As CNSNews.com reports, "In February 2009, the Treasury Department announced that by modifying troubled home mortgages-i.e., reducing the monthly mortgage payments to 31 percent of their gross monthly income-the Home Affordable Modification Program (HAMP) would help 3- to 4-million homeowners who were experiencing trouble paying off their home loans."
Again, if we overlook the feds' further intrusion into America's banking after largely causing the mortgage crisis, all well and good.
Then comes that ever-pesky catch-22. The government giveth and the government taketh away: "Under President Obama's program intended to help struggling homeowners avoid losing their property, more borrowers have had their trial reduced payment loans cancelled than have received permanent modifications, according to the Government Accountability Office."
Some tedious but pertinent stats of the many incorporated in that CNS report: "From the beginning of the federal program in April 2009 through November 2010, 1.4 million loan modifications had been made under HAMP on a trial basis, the GAO said. However, of those, 729,000 trial loan payment reductions were cancelled. Fewer than 550,000 were converted to permanently modified loans."
The inexorable bottom line: Most, not all but most, of those mandated mortgage modification offers were extended to people who had bought houses on the cheap. The bitter truth is that, for the most part, they were people totally unqualified as yet to buy into the American Dream of home ownership.

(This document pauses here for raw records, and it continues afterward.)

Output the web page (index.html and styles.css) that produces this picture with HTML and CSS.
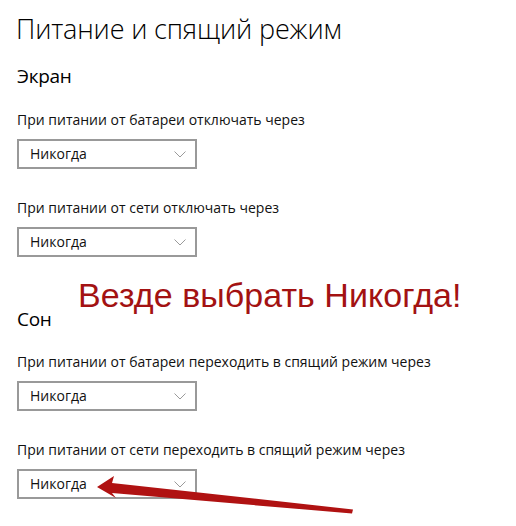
FILE: index.html
```html
<!DOCTYPE html>
<html lang="ru">
<head>
<meta charset="utf-8">
<title>Питание и спящий режим</title>
<link rel="stylesheet" href="styles.css">
</head>
<body>
<main class="page">
  <h1 class="title">Питание и спящий режим</h1>

  <section class="group">
    <h2 class="group-title">Экран</h2>
    <div class="field">
      <div class="label">При питании от батареи отключать через</div>
      <div class="select"><span class="value">Никогда</span><svg class="chev" width="12" height="7" viewBox="0 0 12 7"><polyline points="0.5,0.5 6,6 11.5,0.5"/></svg></div>
    </div>
    <div class="field">
      <div class="label">При питании от сети отключать через</div>
      <div class="select"><span class="value">Никогда</span><svg class="chev" width="12" height="7" viewBox="0 0 12 7"><polyline points="0.5,0.5 6,6 11.5,0.5"/></svg></div>
    </div>
  </section>

  <section class="group group-sleep">
    <h2 class="group-title">Сон</h2>
    <div class="field">
      <div class="label">При питании от батареи переходить в спящий режим через</div>
      <div class="select"><span class="value">Никогда</span><svg class="chev" width="12" height="7" viewBox="0 0 12 7"><polyline points="0.5,0.5 6,6 11.5,0.5"/></svg></div>
    </div>
    <div class="field">
      <div class="label">При питании от сети переходить в спящий режим через</div>
      <div class="select"><span class="value">Никогда</span><svg class="chev" width="12" height="7" viewBox="0 0 12 7"><polyline points="0.5,0.5 6,6 11.5,0.5"/></svg></div>
    </div>
  </section>

  <div class="note">Везде выбрать Никогда!</div>
  <svg class="arrow" width="516" height="526" viewBox="0 0 516 526">
    <polygon class="arrow-shape" points="97,487 114,476 112,483 353,509.5 352,513.5 112,493 116,498"/>
  </svg>
</main>
</body>
</html>
```

FILE: styles.css
```css
html, body {
  margin: 0;
  padding: 0;
  background: #ffffff;
}

.page {
  position: relative;
  width: 516px;
  height: 526px;
  overflow: hidden;
  box-sizing: border-box;
  padding: 9px 0 0 17px;
  font-family: "Open Sans", "Noto Sans", sans-serif;
  color: #000000;
}

.title {
  margin: 0 0 0 -1px;
  font-size: 27px;
  font-weight: 300;
  line-height: 40px;
  letter-spacing: -0.15px;
  white-space: nowrap;
}

.group {
  display: flex;
  flex-direction: column;
}

.group-title {
  margin: 13px 0 20px;
  font-size: 19px;
  font-weight: 400;
  line-height: 28px;
  letter-spacing: -0.3px;
}

.group-sleep .group-title {
  margin: 48px 0 19px;
}

.field {
  display: flex;
  flex-direction: column;
  gap: 9px;
}

.field + .field {
  margin-top: 29px;
}

.label {
  font-size: 14px;
  line-height: 20px;
  color: #111111;
  white-space: nowrap;
}

.select {
  box-sizing: border-box;
  width: 180px;
  height: 30px;
  border: 2px solid #999999;
  display: flex;
  align-items: center;
  justify-content: space-between;
  padding: 0 9px 0 11px;
}

.value {
  font-size: 14px;
  line-height: 20px;
  color: #111111;
}

.chev {
  display: block;
}

.chev polyline {
  fill: none;
  stroke: #9a9a9a;
  stroke-width: 1;
}

.note {
  position: absolute;
  left: 78px;
  top: 275px;
  font-family: "Liberation Sans", Arial, sans-serif;
  font-size: 34px;
  line-height: 40px;
  letter-spacing: 0.05px;
  color: #a31212;
  white-space: nowrap;
}

.arrow {
  position: absolute;
  left: 0;
  top: 0;
  pointer-events: none;
}

.arrow-shape {
  fill: #b01212;
}
```
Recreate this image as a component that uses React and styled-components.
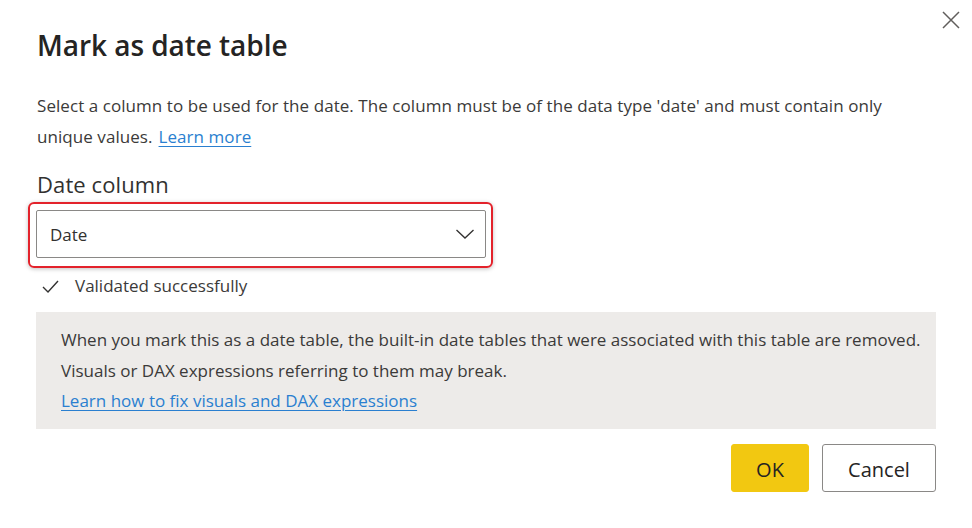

They had foregone the requisites accepted by many Americans of repetitive franks and beans and some personal deprivations in order to save for a home of their own in large part because Barney Frank and Chris Dodd had deemed them "entitled." Obama elaborated on that entitlement by effectively ordering banks to give them another shot at the prize.
Catch-22′s are fairly common in life and we all are Capt. Yossarians on occasion. However, when government gets involved in "Gotchas!" by over-regulating our lives and making promises it can't fulfill it leads to confusion and anger-which may be the ultimate goal of the Obama administration.